The break-even point is usage. If you’re putting 25,000+ km on your car every year, alternatives can’t keep up. But once you fall below 12,000 km, the math turns quickly.
What to Do If You’re on the Fence
- Audit your usage. Look at your odometer or insurance renewal. Are you really driving enough to justify $1,500/month?
- Map the alternatives. Check local car-share coverage, estimate Uber fares for your top ten trips, and add a transit pass.
- Run a downsizing test. If you own two vehicles, park one for a month and see if you can get by.
- Count the hidden costs. Depreciation and parking are killers. Even if you forget them in your monthly budget, they’re real drains.

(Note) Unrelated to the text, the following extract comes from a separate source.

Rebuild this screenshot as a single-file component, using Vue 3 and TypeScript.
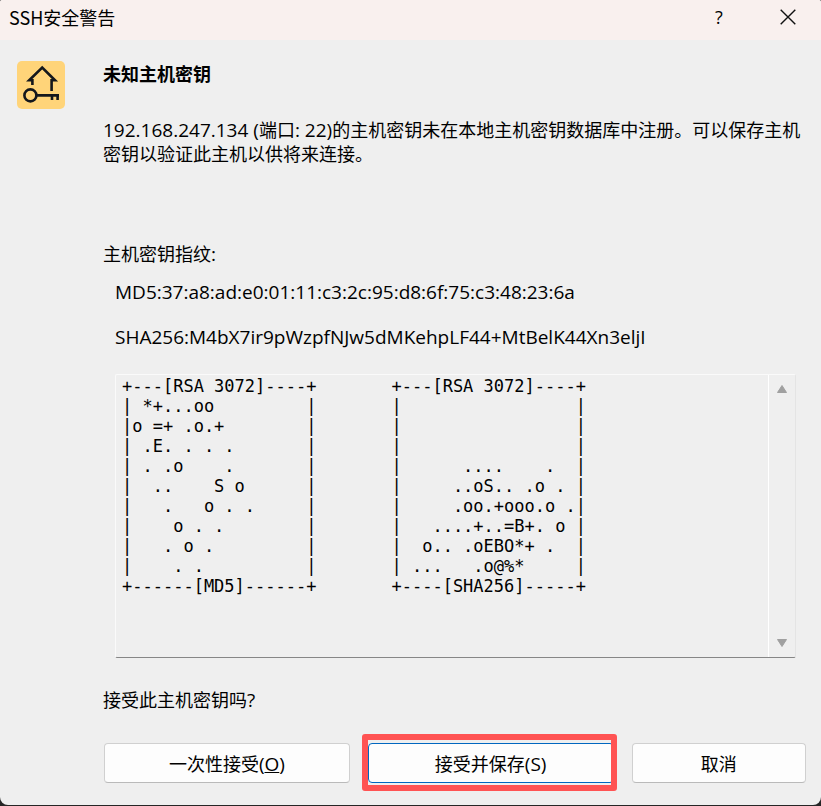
<script setup lang="ts">
interface RandomArt {
  name: string
  rows: string[]
}

const title = 'SSH安全警告'
const host = '192.168.247.134'
const port = 22

const md5 = 'MD5:37:a8:ad:e0:01:11:c3:2c:95:d8:6f:75:c3:48:23:6a'
const sha256 = 'SHA256:M4bX7ir9pWzpfNJw5dMKehpLF44+MtBelK44Xn3eljI'

const arts: RandomArt[] = [
  {
    name: 'MD5',
    rows: [
      '+---[RSA 3072]----+',
      '| *+...oo         |',
      '|o =+ .o.+        |',
      '| .E. . . .       |',
      '| . .o    .       |',
      '|  ..    S o      |',
      '|   .   o . .     |',
      '|    o . .        |',
      '|   . o .         |',
      '|    . .          |',
      '+------[MD5]------+',
    ],
  },
  {
    name: 'SHA256',
    rows: [
      '+---[RSA 3072]----+',
      '|                 |',
      '|                 |',
      '|                 |',
      '|      ....    .  |',
      '|     ..oS.. .o . |',
      '|     .oo.+ooo.o .|',
      '|   ....+..=B+. o |',
      '|  o.. .oEBO*+ .  |',
      '| ...   .o@%*     |',
      '+----[SHA256]-----+',
    ],
  },
]
</script>

<template>
  <main class="dialog" role="dialog" aria-labelledby="dialog-title">
    <header class="titlebar">
      <h1 id="dialog-title">{{ title }}</h1>
      <button class="caption" type="button" aria-label="帮助">?</button>
      <button class="caption close" type="button" aria-label="关闭">
        <svg width="16" height="16" viewBox="0 0 16 16" aria-hidden="true">
          <path d="M.7.7l14.6 14.6M15.3.7L.7 15.3" stroke="#111" stroke-width="1.4" />
        </svg>
      </button>
    </header>

    <div class="body">
      <svg class="badge" width="48" height="48" viewBox="0 0 48 48" aria-hidden="true">
        <rect width="48" height="48" rx="5" fill="#ffd479" />
        <g fill="none" stroke="#14171c" stroke-width="2.6">
          <path d="M15.400 24v-4.700H12.200L25.200 6.600L38 19.300H34.600V30" />
          <circle cx="13.400" cy="34.400" r="6" />
          <path d="M19.400 34.400H42M40.600 34.400V39M35 34.400V39" />
        </g>
      </svg>

      <section class="content">
        <h2>未知主机密钥</h2>
        <p class="message">
          <span class="latin">{{ host }} (</span>端口<span class="latin">: {{ port }})</span>的主机密钥未在本地主机密钥数据库中注册。可以保存主机密钥以验证此主机以供将来连接。
        </p>

        <p class="label">主机密钥指纹<span class="latin">:</span></p>
        <p class="hash">{{ md5 }}</p>
        <p class="hash">{{ sha256 }}</p>

        <div class="viewer">
          <div class="arts">
            <pre v-for="art in arts" :key="art.name">{{ art.rows.join('\n') }}</pre>
          </div>
          <div class="scrollbar">
            <button type="button" aria-label="向上滚动">
              <svg width="12" height="10" viewBox="0 0 12 10" aria-hidden="true">
                <path d="M6 1.500L10.500 8.500H1.500Z" fill="#a0a0a0" stroke="#a0a0a0" stroke-linejoin="round" />
              </svg>
            </button>
            <button type="button" aria-label="向下滚动">
              <svg width="12" height="10" viewBox="0 0 12 10" aria-hidden="true">
                <path d="M6 8.500L10.500 1.500H1.500Z" fill="#a0a0a0" stroke="#a0a0a0" stroke-linejoin="round" />
              </svg>
            </button>
          </div>
        </div>

        <p class="question">接受此主机密钥吗<span class="latin">?</span></p>
      </section>
    </div>

    <footer class="actions">
      <button class="action" type="button">一次性接受<span class="latin">(<u>O</u>)</span></button>
      <button class="action primary" type="button">接受并保存<span class="latin">(S)</span></button>
      <button class="action cancel" type="button">取消</button>
    </footer>
  </main>
</template>

<style>
body {
  margin: 0;
  background: #262626;
}
</style>

<style scoped>
.dialog {
  box-sizing: border-box;
  display: flex;
  flex-direction: column;
  min-height: calc(100vh - 1px);
  overflow: hidden;
  border-radius: 2px 2px 8px 8px;
  background: #efefef;
  color: #000;
  font: 18px/24px "Noto Sans CJK SC", sans-serif;
}

h1,
h2,
p,
pre {
  margin: 0;
}

button {
  padding: 0;
  border: 0;
  background: transparent;
  color: inherit;
  font: inherit;
}

.latin,
.hash {
  font-family: "Open Sans", "Noto Sans CJK SC", sans-serif;
  font-size: 19px;
}

.latin {
  line-height: 20px;
}

.titlebar {
  display: flex;
  align-items: center;
  box-sizing: border-box;
  height: 40px;
  padding-bottom: 6px;
  background: #f9f0ee;
}

h1 {
  flex: 1;
  padding-left: 9px;
  font-size: 18px;
  font-weight: 400;
}

.caption {
  display: flex;
  align-items: center;
  justify-content: center;
  width: 72px;
  height: 34px;
  font-family: "Open Sans", sans-serif;
}

.close {
  width: 66px;
}

.body {
  display: flex;
  flex: 1;
  gap: 38px;
  padding: 21px 15px 0 17px;
}

.badge {
  flex: none;
}

.content {
  display: flex;
  flex: 1;
  flex-direction: column;
  min-width: 0;
}

h2 {
  font-size: 18px;
  font-weight: 700;
}

.message {
  min-height: 100px;
  margin-top: 32px;
}

.label {
  margin-top: 24px;
}

.hash {
  margin-top: 15px;
  padding-left: 12px;
}

.hash + .hash {
  margin-top: 21px;
}

.viewer {
  display: flex;
  box-sizing: border-box;
  height: 284px;
  margin: 25px 10px 0 12px;
  border: 1px solid #fafafa;
  border-right-color: #e4e4e4;
  border-bottom-color: #868686;
  border-radius: 2px;
}

.arts {
  display: flex;
  flex: 1;
  gap: 75px;
  padding: 1px 6px;
}

pre {
  font: 17px/20px "DejaVu Sans Mono", monospace;
}

.scrollbar {
  display: flex;
  flex-direction: column;
  justify-content: space-between;
  width: 26px;
  border-left: 1px solid #fff;
}

.scrollbar button {
  display: flex;
  align-items: center;
  justify-content: center;
  height: 28px;
}

.question {
  margin-top: 29px;
}

.actions {
  display: flex;
  gap: 18px;
  padding: 32px 15px 22px 104px;
}

.action {
  position: relative;
  box-sizing: border-box;
  flex: 246 1 0;
  height: 40px;
  border: 1px solid #d0d0d0;
  border-bottom-color: #bababa;
  border-radius: 4px;
  background: #fdfdfd;
}

.primary {
  border-color: #0067c0;
}

.primary::after {
  position: absolute;
  inset: -10px -4px -9px -7px;
  border: 6px solid #ff5353;
  border-radius: 3px;
  content: "";
}

.cancel {
  flex-grow: 174;
}
</style>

- Factor in lifestyle. The math can say one thing, but if your area has poor ride share and transit service or your schedule is unpredictable, that flexibility will absolutely be worth the premium. Or if your kids have two hockey practices twice a week at the same time, it will be hard to get by with just one car.
Bottom Line
The average Canadian car is idle 95% of the day. Which means you’re paying a lot of money for something parked in a driveway.
The takeaway: it's always worth it to run the numbers. For urban households, rideshare, transit, and car-share are eating into the old assumption that “everyone needs a car.” For rural families, the car still rules, but running the numbers may prove that the second car isn't necessary.